The embassy's alert lists the numbers that matter in an emergency: its switchboard on United Nations Avenue in Gigiri, and the State Department's consular line for calls from overseas. Most travellers will never dial them. But the act of writing them down, of telling a sister in Eldoret the dates of the trip, of carrying a photocopied passport in a glovebox, is its own quiet ritual — the diaspora's way of holding two anxieties at once: the wish to be home, and the awareness that home, this particular week, asks for a little extra care.
A Day That Now Belongs to Two Calendars
What the alert ultimately captures is how completely Kenya's domestic politics now register abroad. June 25 began as a Kenyan reckoning, a date about taxation and representation and the price of being heard. For the diaspora it has become something additional: a line on a travel calendar, a reason to check the news from a kitchen in another time zone, a week to text home a little more often.
The suitcase outside Boston will most likely still make its flight.
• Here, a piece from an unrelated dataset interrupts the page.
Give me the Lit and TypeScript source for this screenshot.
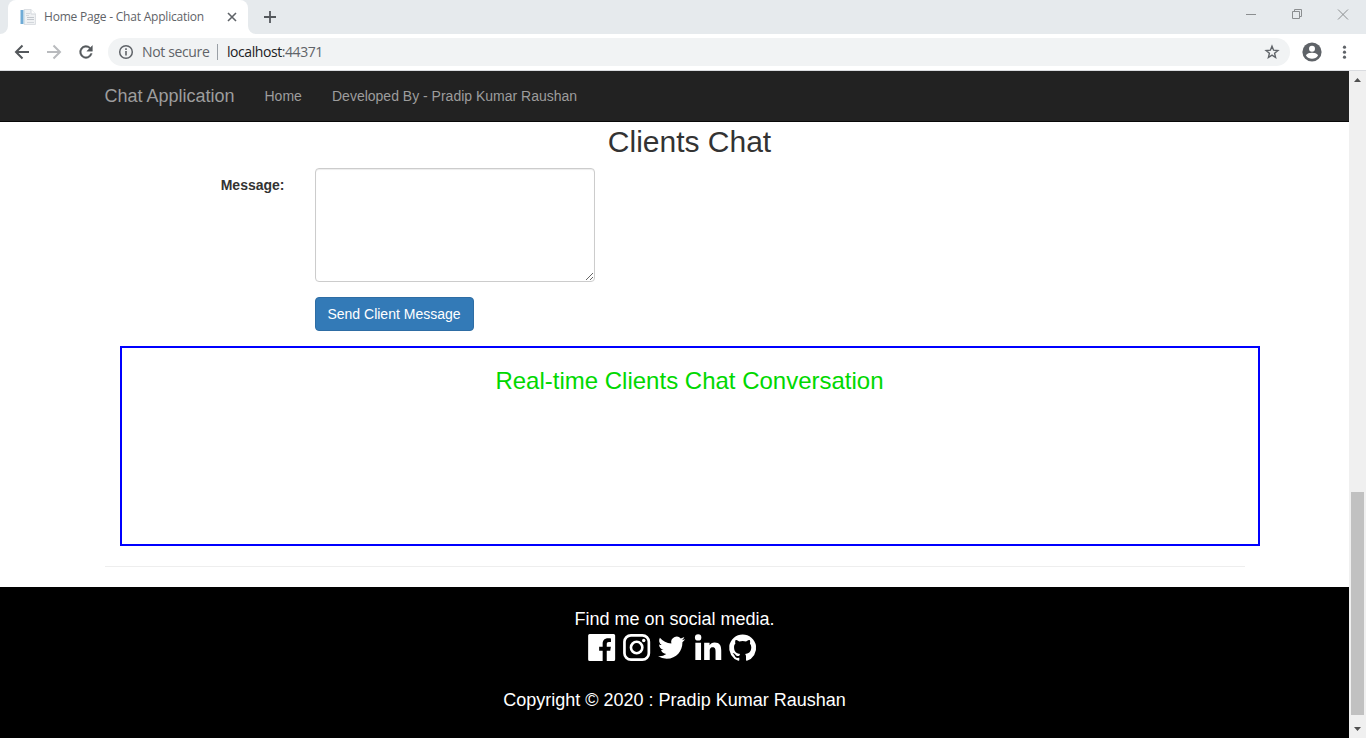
import { LitElement, html, css, svg } from "lit";
import { customElement } from "lit/decorators.js";

@customElement("browser-chrome")
class BrowserChrome extends LitElement {
  static styles = css`
    :host { display: block; height: 71px; flex: none; font-family: "Open Sans", "Noto Sans", sans-serif; color: #5f6368; }
    svg { display: block; flex: none; }
    .tabs { height: 34px; background: #e6eaed; display: flex; align-items: stretch; }
    .curve { width: 8px; height: 34px; }
    .tab { width: 240px; box-sizing: border-box; background: #fff; border-radius: 8px 8px 0 0; display: flex; align-items: center; padding: 0 11px 0 12px; }
    .title { margin-left: 8px; font-size: 12px; line-height: 34px; letter-spacing: -0.21px; white-space: nowrap; flex: 1; }
    .plus { margin: 11px 0 0 8px; }
    .win { margin-left: auto; }
    .bar { height: 36px; background: #fff; border-bottom: 1px solid #dadce0; display: flex; align-items: center; }
    .nav { width: 108px; height: 36px; }
    .omni { width: 1182px; height: 28px; box-sizing: border-box; background: #f1f3f4; border-radius: 14px; display: flex; align-items: center; padding: 0 10px 0 10px; font-size: 14px; white-space: nowrap; }
    .ns { margin-left: 8px; width: 67px; letter-spacing: -0.36px; }
    .sep { width: 1px; height: 16px; background: #9aa0a6; margin: 0 9px 0 8px; }
    .url { flex: 1; letter-spacing: -0.43px; }
    .host { color: #202124; }
  `;
  render() {
    return html`
      <div class="tabs">
        <svg class="curve" viewBox="0 0 8 34"><path d="M8 26V34H0A8 8 0 0 0 8 26Z" fill="#fff"/></svg>
        <div class="tab">
          <svg width="16" height="16" viewBox="0 0 16 16">
            <path d="M4 .5H11L15.500 5V15.500H4Z" fill="#eff1f3" stroke="#dcdfe3"/>
            <path d="M.5 1H3.500V15H.5Z" fill="#6fabd6"/><path d="M3.500 1H4.500V15H3.500Z" fill="#c2d9e8"/>
            <path d="M6 4.500H10M6 6.500H9M7 13.500H14" stroke="#d3d7dc"/>
            <path d="M7 8.500H14M7 10.500H14" stroke="#c2c7cd"/>
            <path d="M11 .5V5H15.500" fill="#fff" stroke="#d3d7dc"/>
          </svg>
          <span class="title">Home Page - Chat Application</span>
          <svg width="10" height="10" viewBox="0 0 10 10"><path d="M1 1L9 9M9 1L1 9" stroke="#5f6368" stroke-width="1.600"/></svg>
        </div>
        <svg class="curve" viewBox="0 0 8 34"><path d="M0 26V34H8A8 8 0 0 1 0 26Z" fill="#fff"/></svg>
        <svg class="plus" width="12" height="12" viewBox="0 0 12 12"><path d="M6 0V12M0 6H12" stroke="#54585c" stroke-width="1.800"/></svg>
        <svg class="win" width="120" height="34" viewBox="1246 0 120 34" fill="none" stroke="#8b8e90" stroke-width="1">
          <path d="M1246 14.500H1256M1292.500 11.500H1299.500V18.500H1292.500ZM1294.500 11V9.500H1301.500V16.500H1300M1338 9.500L1348 19.500M1348 9.500L1338 19.500"/>
        </svg>
      </div>
      <div class="bar">
        <svg class="nav" viewBox="0 34 108 36" fill="none" stroke-width="2">
          <path d="M29 52H16.500M22.500 45.500L16 52L22.500 58.500" stroke="#54585c"/>
          <path d="M47 52H59.500M53.500 45.500L60 52L53.500 58.500" stroke="#b9bbbe"/>
          <g transform="translate(76.400 42.400) scale(.8)"><path d="M17.650 6.350A8 8 0 1 0 19.730 14H17.650A6 6 0 1 1 16.220 7.780L13 11H20V4Z" fill="#54585c" stroke="#54585c" stroke-width=".5"/></g>
        </svg>
        <div class="omni">
          <svg width="16" height="16" viewBox="0 0 16 16"><circle cx="8" cy="8" r="6.300" fill="none" stroke="#5f6368" stroke-width="1.500"/><path d="M8 7V11.500M8 4.300V5.900" stroke="#5f6368" stroke-width="1.600"/></svg>
          <span class="ns">Not secure</span><span class="sep"></span>
          <span class="url"><span class="host">localhost</span>:44371</span>
          <svg width="16" height="16" viewBox="0 0 16 16"><path d="M8 2.200L9.600 6.200L13.900 6.500L10.600 9.300L11.600 13.500L8 11.200L4.400 13.500L5.400 9.300L2.100 6.500L6.400 6.200Z" fill="none" stroke="#5f6368" stroke-width="1.400"/></svg>
        </div>
        <svg width="76" height="36" viewBox="1290 34 76 36" fill="#5f6368">
          <circle cx="1312" cy="52" r="9.600"/><circle cx="1312" cy="48.700" r="3" fill="#fff"/>
          <path d="M1306 55.600C1306.500 53.500 1310 52.800 1312 52.800S1317.500 53.500 1318 55.600C1315.500 59.900 1308.500 59.900 1306 55.600Z" fill="#fff"/>
          <circle cx="1344.500" cy="47.200" r="1.600"/><circle cx="1344.500" cy="52.200" r="1.600"/><circle cx="1344.500" cy="57.200" r="1.600"/>
        </svg>
      </div>`;
  }
}

const socialIcons = [
  svg`<path d="M1.500 0H25.500A1.500 1.500 0 0 1 27 1.500V25.500A1.500 1.500 0 0 1 25.500 27H18.600V16.700H22.100L22.700 12.700H18.600V10.200C18.600 9 19.200 8.100 20.800 8.100H22.800V4.600C22.100 4.500 21 4.300 19.900 4.300C16.500 4.300 14.500 6.400 14.500 9.900V12.700H11V16.700H14.500V27H1.500A1.500 1.500 0 0 1 0 25.500V1.500A1.500 1.500 0 0 1 1.500 0Z"/>`,
  svg`<rect x="1.300" y="1.300" width="24.400" height="24.400" rx="6.500" fill="none" stroke="#fff" stroke-width="2.700"/><circle cx="13.500" cy="13.500" r="5.700" fill="none" stroke="#fff" stroke-width="2.600"/><circle cx="20.600" cy="6.500" r="1.700"/>`,
  svg`<path transform="translate(-.1 .1) scale(1.130)" d="M23.950 4.570a10 10 0 0 1-2.830.78 4.960 4.960 0 0 0 2.160-2.730c-.95.560-2 .96-3.120 1.190a4.920 4.920 0 0 0-8.390 4.480C7.690 8.100 4.070 6.130 1.640 3.160a4.920 4.920 0 0 0 1.520 6.570 4.900 4.900 0 0 1-2.230-.61v.06c0 2.380 1.700 4.370 3.950 4.830a5 5 0 0 1-2.210.08 4.940 4.940 0 0 0 4.600 3.420A9.870 9.870 0 0 1 0 19.540a14 14 0 0 0 7.550 2.210c9.050 0 14-7.500 14-13.980 0-.21 0-.42-.02-.63a9.940 9.940 0 0 0 2.460-2.550z"/>`,
  svg`<circle cx="4" cy="3.400" r="3.200"/><path d="M1.200 8.700H6.900V26H1.200ZM10 8.700H15.400V11.200C16.300 9.500 18.100 8.400 20.400 8.400C25.700 8.400 27.100 11.600 27.100 16.400V26H21.400V17.700C21.400 15.500 21.200 13.300 18.600 13.300C16 13.300 15.600 15.200 15.600 17.400V26H10Z"/>`,
  svg`<path transform="translate(0 .1) scale(1.125)" d="M12 .3a12 12 0 0 0-3.790 23.390c.6.110.82-.26.820-.58v-2.030c-3.340.73-4.040-1.610-4.040-1.610-.55-1.390-1.340-1.760-1.340-1.760-1.090-.74.080-.73.080-.73 1.210.09 1.840 1.240 1.840 1.240 1.070 1.830 2.810 1.300 3.490 1 .11-.78.420-1.310.760-1.610-2.660-.3-5.470-1.330-5.470-5.930 0-1.310.47-2.380 1.240-3.220-.12-.3-.54-1.520.12-3.180 0 0 1.010-.32 3.300 1.230a11.500 11.500 0 0 1 6 0c2.290-1.550 3.300-1.230 3.300-1.230.66 1.660.24 2.880.12 3.180a4.650 4.650 0 0 1 1.230 3.220c0 4.610-2.800 5.620-5.480 5.920.43.370.81 1.100.81 2.220v3.290c0 .32.220.69.830.57A12 12 0 0 0 12 .3"/>`,
];

@customElement("app-root")
class AppRoot extends LitElement {
  static styles = css`
    :host { display: flex; flex-direction: column; width: 1366px; height: 738px; overflow: hidden; background: #fff; font: 14px/20px "Liberation Sans", Arial, sans-serif; color: #333; }
    * { box-sizing: border-box; }
    .view { flex: 1; display: flex; min-height: 0; }
    .page { flex: 1; display: flex; flex-direction: column; }
    .nav { height: 51px; flex: none; background: #222; border-bottom: 1px solid #080808; padding-left: 104.500px; display: flex; align-items: center; color: #9d9d9d; white-space: nowrap; }
    .brand { font-size: 18px; margin-right: 30px; width: 130px; }
    .home { width: 37.500px; margin-right: 30px; }
    .main { width: 1140px; margin-left: 120px; flex: none; }
    h2 { margin: 0; padding: 3px 1px 0 0; font-size: 30px; line-height: 33px; font-weight: 400; text-align: center; }
    .row { display: flex; margin-top: 10px; }
    label { width: 164.500px; margin-right: 30.500px; padding-top: 7px; text-align: right; font-weight: 700; }
    textarea { display: block; width: 280px; height: 114px; padding: 6px 12px; border: 1px solid #ccc; border-radius: 4px; font: inherit; background: #fff; box-shadow: inset 0 1px 1px rgba(0,0,0,.075); resize: both; outline: none; }
    button { display: block; margin: 15px 0 15px 195px; width: 159px; height: 34px; padding: 0 1px 0 0; border: 1px solid #2e6da4; border-radius: 4px; background: #337ab7; color: #fff; font: inherit; white-space: nowrap; }
    .chat { height: 200px; border: 2px solid #00f; padding-top: 20px; }
    h3 { margin: 0; padding-right: 1px; font-size: 24px; line-height: 26px; font-weight: 400; text-align: center; color: #00d800; }
    hr { margin: 20px 0 20px 105px; width: 1140px; height: 1px; border: 0; background: #eee; flex: none; }
    footer { flex: 1; background: #000; color: #fff; font-size: 18px; line-height: 26px; display: flex; flex-direction: column; align-items: center; padding-top: 19px; }
    .icons { display: flex; gap: 8px; height: 27px; margin: 2px 0 26px; padding-right: 5px; }
    .icons svg { display: block; fill: #fff; width: 27.300px; height: 27px; overflow: visible; }
    .scroll { width: 17px; background: #f0f0f0; display: flex; flex-direction: column; align-items: center; }
    .scroll svg { display: block; width: 17px; height: 17px; fill: #505050; }
    .track { flex: 1; padding-top: 404px; }
    .thumb { width: 13px; height: 223px; background: #c1c1c1; }
  `;
  render() {
    return html`
      <browser-chrome></browser-chrome>
      <div class="view">
        <div class="page">
          <nav class="nav"><span class="brand">Chat Application</span><span class="home">Home</span><span>Developed By - Pradip Kumar Raushan</span></nav>
          <main class="main">
            <h2>Clients Chat</h2>
            <div class="row"><label for="msg">Message:</label><textarea id="msg"></textarea></div>
            <button>Send Client Message</button>
            <section class="chat"><h3>Real-time Clients Chat Conversation</h3></section>
          </main>
          <hr>
          <footer>
            <div>Find me on social media.</div>
            <div class="icons">${socialIcons.map((i) => html`<svg viewBox="0 0 27 27">${i}</svg>`)}</div>
            <div>Copyright © 2020 : Pradip Kumar Raushan</div>
          </footer>
        </div>
        <div class="scroll">
          <svg viewBox="0 0 17 17"><path d="M5 11L8.500 7L12 11Z"/></svg>
          <div class="track"><div class="thumb"></div></div>
          <svg viewBox="0 0 17 17"><path d="M5 6L8.500 10L12 6Z"/></svg>
        </div>
      </div>`;
  }
}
The vast majority of June visits pass without incident, and a demonstration alert is a caution, not a closure. But the embassy's notice has done what such notices always do for people who belong to two places at once. It has reminded them that the distance they live across is not only measured in miles, but in the small daily acts of attention that keep a faraway home close — even, and especially, on the days it holds its breath.